• **EXERCISE BRIEF**:
Find every line in the records below that holds the word "React" and copy it.
** Start of DATA SHOWN **
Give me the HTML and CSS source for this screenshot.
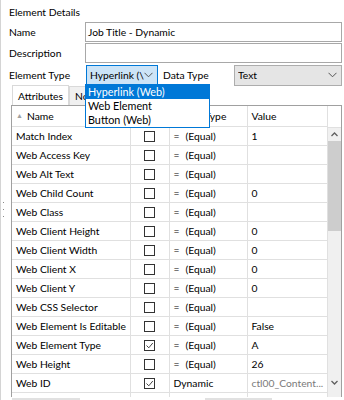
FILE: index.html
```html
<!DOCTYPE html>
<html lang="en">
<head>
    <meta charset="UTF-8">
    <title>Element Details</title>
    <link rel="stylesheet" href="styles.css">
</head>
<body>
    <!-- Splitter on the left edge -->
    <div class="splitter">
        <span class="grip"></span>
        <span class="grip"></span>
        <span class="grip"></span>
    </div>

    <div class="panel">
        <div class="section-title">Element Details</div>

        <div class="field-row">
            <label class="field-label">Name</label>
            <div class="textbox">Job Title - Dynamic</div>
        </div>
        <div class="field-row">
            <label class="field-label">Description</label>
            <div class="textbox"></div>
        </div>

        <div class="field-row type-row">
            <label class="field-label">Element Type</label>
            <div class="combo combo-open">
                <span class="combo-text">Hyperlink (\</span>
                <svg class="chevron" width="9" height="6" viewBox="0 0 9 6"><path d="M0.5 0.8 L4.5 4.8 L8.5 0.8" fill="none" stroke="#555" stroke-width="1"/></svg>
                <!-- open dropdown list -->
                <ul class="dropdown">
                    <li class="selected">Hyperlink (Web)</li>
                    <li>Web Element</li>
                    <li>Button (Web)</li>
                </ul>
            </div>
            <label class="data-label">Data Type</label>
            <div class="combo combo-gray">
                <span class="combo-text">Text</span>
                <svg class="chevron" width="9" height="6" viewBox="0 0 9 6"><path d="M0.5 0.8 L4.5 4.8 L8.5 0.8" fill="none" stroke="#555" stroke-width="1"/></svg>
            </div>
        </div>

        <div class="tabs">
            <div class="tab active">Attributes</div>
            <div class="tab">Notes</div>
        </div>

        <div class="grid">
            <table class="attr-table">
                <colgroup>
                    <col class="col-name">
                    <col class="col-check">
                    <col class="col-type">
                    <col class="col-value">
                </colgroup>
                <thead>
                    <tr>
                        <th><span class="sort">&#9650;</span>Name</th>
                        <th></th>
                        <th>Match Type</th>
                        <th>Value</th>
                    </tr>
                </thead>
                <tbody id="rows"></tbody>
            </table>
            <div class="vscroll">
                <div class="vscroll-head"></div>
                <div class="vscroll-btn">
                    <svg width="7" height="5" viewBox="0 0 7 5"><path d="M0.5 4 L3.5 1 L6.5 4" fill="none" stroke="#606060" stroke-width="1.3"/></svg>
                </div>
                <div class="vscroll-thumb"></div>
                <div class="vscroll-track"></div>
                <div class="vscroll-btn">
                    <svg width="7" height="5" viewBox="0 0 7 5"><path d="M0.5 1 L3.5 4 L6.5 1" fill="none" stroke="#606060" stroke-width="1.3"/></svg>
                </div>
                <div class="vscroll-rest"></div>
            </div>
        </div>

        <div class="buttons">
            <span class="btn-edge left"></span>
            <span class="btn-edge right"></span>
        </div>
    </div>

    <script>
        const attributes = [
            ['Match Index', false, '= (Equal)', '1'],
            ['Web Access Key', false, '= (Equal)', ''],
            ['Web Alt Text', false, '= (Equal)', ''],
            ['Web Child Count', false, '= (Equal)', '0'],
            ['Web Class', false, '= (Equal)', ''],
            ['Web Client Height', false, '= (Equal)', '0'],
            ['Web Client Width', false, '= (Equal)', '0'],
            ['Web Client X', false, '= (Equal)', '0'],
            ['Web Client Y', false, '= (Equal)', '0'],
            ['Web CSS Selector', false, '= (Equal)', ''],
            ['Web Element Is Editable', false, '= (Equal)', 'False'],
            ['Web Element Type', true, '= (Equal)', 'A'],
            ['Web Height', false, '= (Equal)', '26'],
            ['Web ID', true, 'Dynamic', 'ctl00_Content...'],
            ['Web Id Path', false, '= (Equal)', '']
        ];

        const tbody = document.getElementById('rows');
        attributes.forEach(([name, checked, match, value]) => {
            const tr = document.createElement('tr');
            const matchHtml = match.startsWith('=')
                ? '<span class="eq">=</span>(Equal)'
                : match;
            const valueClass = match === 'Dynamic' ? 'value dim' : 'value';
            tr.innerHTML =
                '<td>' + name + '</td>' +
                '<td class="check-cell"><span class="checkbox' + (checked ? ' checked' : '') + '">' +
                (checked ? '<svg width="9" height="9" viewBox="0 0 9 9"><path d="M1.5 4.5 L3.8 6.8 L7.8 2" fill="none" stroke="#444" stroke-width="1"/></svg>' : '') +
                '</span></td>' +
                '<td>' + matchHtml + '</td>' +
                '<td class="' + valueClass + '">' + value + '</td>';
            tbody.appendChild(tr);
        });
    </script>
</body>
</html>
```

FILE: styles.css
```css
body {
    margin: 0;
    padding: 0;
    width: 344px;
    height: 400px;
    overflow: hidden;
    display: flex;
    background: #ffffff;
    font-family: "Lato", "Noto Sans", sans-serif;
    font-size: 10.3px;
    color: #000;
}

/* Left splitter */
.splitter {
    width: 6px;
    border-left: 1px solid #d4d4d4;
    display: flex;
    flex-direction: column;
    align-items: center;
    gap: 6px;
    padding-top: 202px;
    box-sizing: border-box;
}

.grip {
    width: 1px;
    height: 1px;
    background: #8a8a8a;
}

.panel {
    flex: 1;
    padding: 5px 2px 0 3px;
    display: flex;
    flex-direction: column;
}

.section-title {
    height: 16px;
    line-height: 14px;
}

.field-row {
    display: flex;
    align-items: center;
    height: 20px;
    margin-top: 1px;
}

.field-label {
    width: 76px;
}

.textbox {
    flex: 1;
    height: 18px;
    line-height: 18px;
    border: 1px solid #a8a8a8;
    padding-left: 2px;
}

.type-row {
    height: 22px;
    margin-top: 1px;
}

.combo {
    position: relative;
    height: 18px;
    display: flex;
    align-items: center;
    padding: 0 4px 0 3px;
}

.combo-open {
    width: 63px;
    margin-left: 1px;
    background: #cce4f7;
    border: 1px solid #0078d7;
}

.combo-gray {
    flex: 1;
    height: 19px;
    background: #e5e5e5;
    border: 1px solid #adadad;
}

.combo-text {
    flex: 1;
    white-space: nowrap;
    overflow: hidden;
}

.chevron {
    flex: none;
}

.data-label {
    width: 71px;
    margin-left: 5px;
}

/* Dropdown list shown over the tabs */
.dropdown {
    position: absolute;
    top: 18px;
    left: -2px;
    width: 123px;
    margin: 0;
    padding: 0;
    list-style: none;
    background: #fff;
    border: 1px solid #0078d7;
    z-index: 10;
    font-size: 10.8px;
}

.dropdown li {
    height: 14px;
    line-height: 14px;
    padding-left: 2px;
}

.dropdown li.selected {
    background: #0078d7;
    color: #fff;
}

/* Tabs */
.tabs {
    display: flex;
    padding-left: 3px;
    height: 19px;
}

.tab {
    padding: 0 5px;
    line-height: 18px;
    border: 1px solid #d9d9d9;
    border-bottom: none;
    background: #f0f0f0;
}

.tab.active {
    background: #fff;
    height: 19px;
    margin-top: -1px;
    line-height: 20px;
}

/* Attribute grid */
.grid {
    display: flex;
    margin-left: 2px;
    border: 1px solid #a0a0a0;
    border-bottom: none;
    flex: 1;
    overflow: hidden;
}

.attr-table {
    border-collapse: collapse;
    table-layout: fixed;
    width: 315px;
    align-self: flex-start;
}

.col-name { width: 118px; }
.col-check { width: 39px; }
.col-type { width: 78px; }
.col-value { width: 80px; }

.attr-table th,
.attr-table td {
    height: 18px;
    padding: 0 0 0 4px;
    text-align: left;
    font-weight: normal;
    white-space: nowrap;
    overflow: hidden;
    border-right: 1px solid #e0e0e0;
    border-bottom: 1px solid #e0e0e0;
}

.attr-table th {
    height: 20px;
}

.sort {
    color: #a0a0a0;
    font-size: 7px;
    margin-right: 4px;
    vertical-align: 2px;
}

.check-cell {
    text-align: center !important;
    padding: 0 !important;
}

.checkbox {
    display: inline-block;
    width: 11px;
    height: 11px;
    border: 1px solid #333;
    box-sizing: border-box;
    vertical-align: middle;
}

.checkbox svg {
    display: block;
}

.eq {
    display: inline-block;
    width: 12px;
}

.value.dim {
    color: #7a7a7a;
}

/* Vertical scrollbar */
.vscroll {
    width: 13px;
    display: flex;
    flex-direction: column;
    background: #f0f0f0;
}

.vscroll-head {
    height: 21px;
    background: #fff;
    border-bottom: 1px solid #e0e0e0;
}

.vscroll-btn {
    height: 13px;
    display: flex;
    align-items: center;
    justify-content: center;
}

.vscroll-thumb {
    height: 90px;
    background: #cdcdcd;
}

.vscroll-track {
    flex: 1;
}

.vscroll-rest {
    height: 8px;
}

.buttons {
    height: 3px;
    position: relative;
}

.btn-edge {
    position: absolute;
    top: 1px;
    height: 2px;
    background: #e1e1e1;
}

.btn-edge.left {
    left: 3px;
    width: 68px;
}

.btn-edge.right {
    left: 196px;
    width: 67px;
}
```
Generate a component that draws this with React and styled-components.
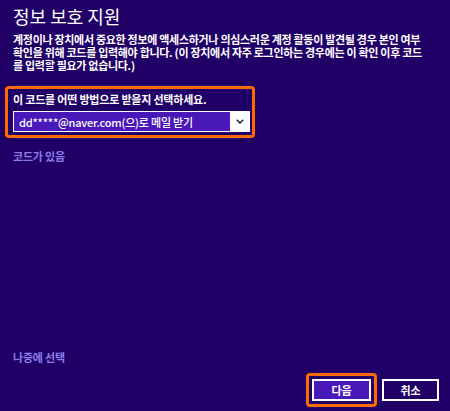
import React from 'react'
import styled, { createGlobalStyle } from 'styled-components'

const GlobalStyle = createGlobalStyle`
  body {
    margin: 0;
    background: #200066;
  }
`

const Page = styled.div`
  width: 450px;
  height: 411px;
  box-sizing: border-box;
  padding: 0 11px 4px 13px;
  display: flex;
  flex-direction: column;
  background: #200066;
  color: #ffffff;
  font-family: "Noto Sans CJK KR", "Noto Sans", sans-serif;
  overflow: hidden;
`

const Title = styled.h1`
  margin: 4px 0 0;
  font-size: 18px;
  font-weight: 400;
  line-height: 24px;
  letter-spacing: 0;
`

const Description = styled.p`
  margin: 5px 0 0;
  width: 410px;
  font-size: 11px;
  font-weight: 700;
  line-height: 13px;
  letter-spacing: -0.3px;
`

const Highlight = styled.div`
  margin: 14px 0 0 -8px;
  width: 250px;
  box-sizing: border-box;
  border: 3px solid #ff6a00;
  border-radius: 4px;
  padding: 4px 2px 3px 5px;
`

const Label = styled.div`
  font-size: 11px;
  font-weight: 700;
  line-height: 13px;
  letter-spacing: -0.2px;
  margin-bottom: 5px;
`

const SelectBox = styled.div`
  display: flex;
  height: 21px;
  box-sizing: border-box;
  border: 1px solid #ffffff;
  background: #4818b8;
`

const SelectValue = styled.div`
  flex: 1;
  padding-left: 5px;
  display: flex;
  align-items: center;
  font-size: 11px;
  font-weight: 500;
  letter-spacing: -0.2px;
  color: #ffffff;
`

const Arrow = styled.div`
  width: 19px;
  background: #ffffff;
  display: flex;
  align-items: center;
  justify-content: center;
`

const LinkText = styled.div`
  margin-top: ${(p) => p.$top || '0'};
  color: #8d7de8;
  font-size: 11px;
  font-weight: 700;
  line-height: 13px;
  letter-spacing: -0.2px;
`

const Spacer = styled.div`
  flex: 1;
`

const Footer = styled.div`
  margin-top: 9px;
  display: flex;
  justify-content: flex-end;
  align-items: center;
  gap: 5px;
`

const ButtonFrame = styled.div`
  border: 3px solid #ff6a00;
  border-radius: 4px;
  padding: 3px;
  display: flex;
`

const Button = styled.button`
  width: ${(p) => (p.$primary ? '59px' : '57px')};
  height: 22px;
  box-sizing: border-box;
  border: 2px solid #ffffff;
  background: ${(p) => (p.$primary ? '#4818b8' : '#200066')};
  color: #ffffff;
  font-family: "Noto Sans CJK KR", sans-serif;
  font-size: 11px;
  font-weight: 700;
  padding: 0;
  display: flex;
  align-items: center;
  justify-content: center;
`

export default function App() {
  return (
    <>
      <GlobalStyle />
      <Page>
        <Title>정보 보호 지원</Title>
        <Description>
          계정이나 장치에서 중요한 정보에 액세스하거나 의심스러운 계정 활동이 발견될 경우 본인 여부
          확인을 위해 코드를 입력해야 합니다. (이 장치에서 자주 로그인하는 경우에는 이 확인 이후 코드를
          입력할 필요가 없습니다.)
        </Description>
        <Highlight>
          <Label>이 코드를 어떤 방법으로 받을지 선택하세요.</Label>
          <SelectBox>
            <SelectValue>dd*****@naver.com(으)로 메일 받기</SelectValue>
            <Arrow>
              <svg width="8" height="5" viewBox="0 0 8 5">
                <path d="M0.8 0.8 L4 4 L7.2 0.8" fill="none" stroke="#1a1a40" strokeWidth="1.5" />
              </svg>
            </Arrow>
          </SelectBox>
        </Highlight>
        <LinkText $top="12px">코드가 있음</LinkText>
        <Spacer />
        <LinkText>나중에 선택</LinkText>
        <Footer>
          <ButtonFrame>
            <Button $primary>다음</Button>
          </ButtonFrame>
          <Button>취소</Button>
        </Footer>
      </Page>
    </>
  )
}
** End of DATA SHOWN **
• **FINISHED ANSWER**:
Generate a component that draws this with React and styled-components.
import React from 'react'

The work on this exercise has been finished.